Oszczędzanie na pewnym procencie, czy inwestowanie i ryzykowanie? To odwieczne pytanie tych, którzy mają nieco pieniędzy na czarną godzinę i chcieliby, żeby te pieniądze popracowały na przyzwoitym poziomie. Lokaty choć zapewniają bezpieczeństwo, to jednak nie zapewniają poważnych zysków. 6,5% w skali roku, po odliczeniu inflacji i podatku nie mogą dać prawdziwej satysfakcji. Taką mogą dać samodzielne inwestycje, które potrafią przynieść zysk 25% lub więcej. Nawet inflacja i podatek nie są w stanie poważnie zaszkodzić takim odsetkom. Jednak tutaj minus jest taki, że ciężko jest trafić w fundusz, który akurat tyle zarobi. Mając nieco więcej gotówki, której nie chcemy trzymać w szafie, musimy podjąć więc bardzo istotną decyzję. Czy ryzykujemy i liczymy na prawdziwy zysk, czy może bawimy się w lokaty i zadowolimy się pewnym, ale znikomym zyskiem? Ile przynoszą najlepsze lokaty? Obecnie standardowo jest to między 6%, a 6,3% w skali roku. Jeżeli odliczyć od tego inflację i 19% podatku od zysków kapitałowych, to zostaje nam dość niewiele faktycznego zarobku. W 2011 roku inflacja w Polsce wyniosła 4,3%, do maja 2012 roku współczynnik wyniósł już 2,9%. Czy w takim wypadku nawet oferta 7% mogłaby być zadowalająca? Najlepiej policzyć na przykładzie.

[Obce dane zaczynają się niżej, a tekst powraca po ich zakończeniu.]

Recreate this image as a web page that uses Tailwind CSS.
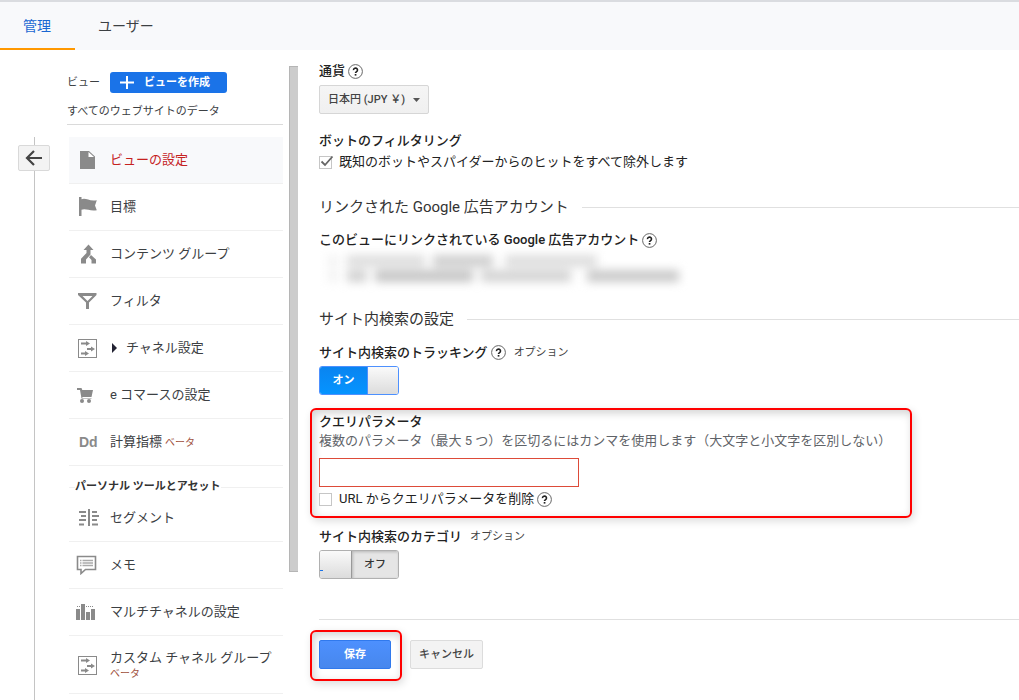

Zakładamy, że mamy lokatę na wspomniane 7%, inflacja wynosi 4%, a podatek od zysku 19%. Faktycznie więc łatwo policzyć, że faktyczne oprocentowanie lokaty wyniesie więc 3%, a z tego odliczamy 19%. Do porównania wzięta została roczna lokata na 10 000zł, z miesięczną kapitalizacją. Pod odliczeniu inflacji zysk z lokaty wynosi 304,16zł, a jeżeli odjąć od tego także podatek, to 246,37zł. Czy jest to zadawalająca kwota jak na lokatę, na której mamy 10 000zł? Wydaje mi się, że nie, jednak jeśli obawiamy się poważniejszego inwestowania, to musimy się nim zadowolić.